Birth of the National Teachers Association
Ten state education associations issue a call to “unite … to advance the dignity, respectability and usefulness of their calling.” At first, only men can join, but women are welcomed in 1866.
NTA Denounces Slavery
At the summer convention, NTA President J.P. Wilkersham denounces slavery and recommends that no seceded states be readmitted to the Union until they agree to provide a free public school system for Black as well as white children.
NEA Elects Woman as Vice President
Just three years after membership is opened to women, the NTA elects Emily Rice as Vice President of the Association. In 1910, the NTA elects a woman as president — a decade before Congress grants women the right to vote.
NTA Becomes NEA
The NTA absorbs three smaller organizations, and gets its modern name: the National Education Association.
NEA Becomes a Representative Assembly
The NEA adopts its modern structure of affiliated state and local unions, with delegates to the Representative Assembly.
NEA Forms Joint Committee for Justice
In the 1920s, the Southern Association of Schools and Colleges (SASC) didn’t accredit schools for African American students, preventing them from attending many colleges and universities. The NEA joined with the American Teachers Association, whose members were primarily Black, to pressure SASC to change. The Joint Committee for Justice was the first of several successful NEA-ATA partnerships.
NEA Responds to Affiliate Discrimination
The national association focuses on equal treatment of members by affiliate leadership. It refuses to hold Representative Assemblies in cities that discriminate against delegates based on race.
NEA Protects Targets of School Segregation
Despite the promise of Brown v. Board of Education, Black educators were targeted or fired by schools trying to avoid desegregation orders. In response, NEA established a $1 million fund to “protect and promote the professional, civil, and human rights of educators,” and worked with the ATA to support those teachers.
NEA and ATA Merge
In 1964, the Representative Assembly passed a resolution requiring racially segregated affiliates to merge. Two years later, NEA becomes fully integrated, when the NEA and ATA agree to merge at the 1966 Representative Assembly.

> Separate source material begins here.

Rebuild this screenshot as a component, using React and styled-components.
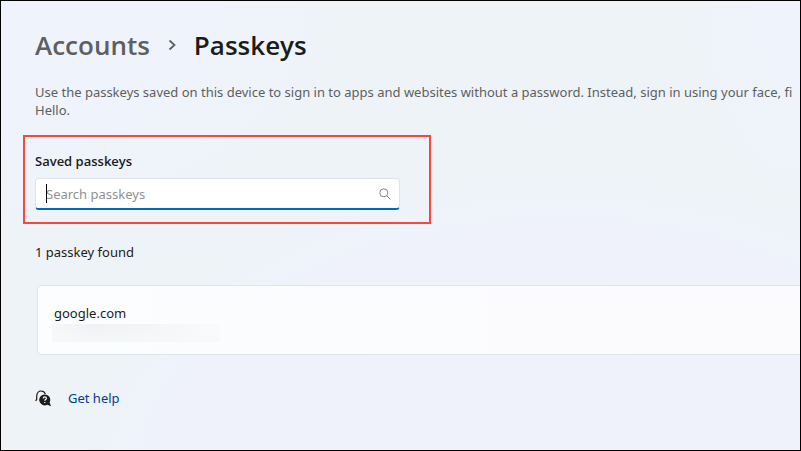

NEA Elects First Hispanic President
NEA continues the fight for culturally responsive education. Work at the 1967 conference leads directly to the passage of the 1968 Bilingual Education Act—a great legacy for Braulio Alonso, NEA’s first Hispanic president.
NEA Elects First Black President
Elizabeth Duncan Koontz becomes NEA’s first Black president. Under her tenure, NEA establishes the Center for Human Relations, today known as Human & Civil Rights.
NEA Recognizes the Need for Inclusion and Diversity
NEA’s commitment to lifting all voices continues with the formation of ethnic-minority caucuses, including the Ethnic Minority Affairs Committee. NEA also adopts new governing documents and Bylaw 3-1(g) to ensure ethnic minority representation in NEA governing bodies and the NEA Representative Assembly is guaranteed.
NEA Wins at the Supreme Court
NEA wins U.S. Supreme Court case striking down mandatory maternity leave for pregnant teachers.
NEA Welcomes All Educators
Education support professionals gain full membership rights in NEA at the beginning of the decade, followed two years later by the creation of the NEA-Retired program.
NEA Elects All-Female Leadership Team
For the first time in its history, the three top leadership positions at NEA are held by women and by persons of color, as Lily Eskelsen García, Becky Pringle, and Princess Moss are elected, respectively, President, Vice President, and Secretary-Treasurer by delegates at the Representative Assembly.
NEA Commits to Eradicating Institutional Racism
Delegates to NEA Representative Assembly adopt New Business Item B which acknowledges the existence of institutional racism in the United States—the societal patterns and practices that have the net effect of imposing oppressive conditions and denying rights, opportunity, and equality based on race—and sets forth actions and strategies for its elimination.
Educators Continue to Push for Equity
The Representative Assembly adopts NEA Resolution I-52 which acknowledges the existence of White supremacy culture as a primary root cause of institutional racism, structural racism, and White privilege.